In this place we allow ourselves to be prepared and formed for ministry. We are asked to learn our philosophy and theology in such a way that we can present the faith in a way that will appeal to our people, so that people might be influenced by our arguments. But they will only be convinced by the lives of virtue and holiness that they see. And so we give ourselves to the formation of our prayer and spiritual lives. We don’t just engage with the religious debates of our day: we cannot allow ourselves to become so inward looking that we ignore the debates that rage in our own society. We need to be experts not just in humanity, but also knowledgeable of the humanities, all those areas of life which influence the thinking of the men and women of today. Like John Ogilvie, we need to be versed in the arguments of science, law and culture proposed by others as the complete answer to life, so that we can counter them, showing their inconsistencies and inadequacies so that we might offer a real alternative to the men and women of our day – an alternative vision, an alternative life, a real vision, a real life: the life of Christ, the life of the Gospel, the life of faith.

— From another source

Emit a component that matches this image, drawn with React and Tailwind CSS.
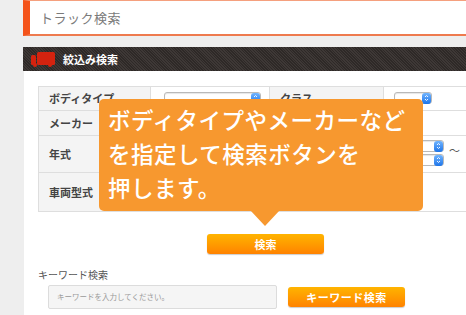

St. John Ogilvie - Coat of ArmsAll of our education and formation will then serve our one objective – we will use all our knowledge and understanding to do as St John Ogilvie did: to administer the sacraments, celebrate Mass, encourage the faithful and the lapsed to practice their faith: Proclaiming and defending that same faith in spite of all opposition and defending even our right to do so.

To go on mission and to minister to all souls in every need.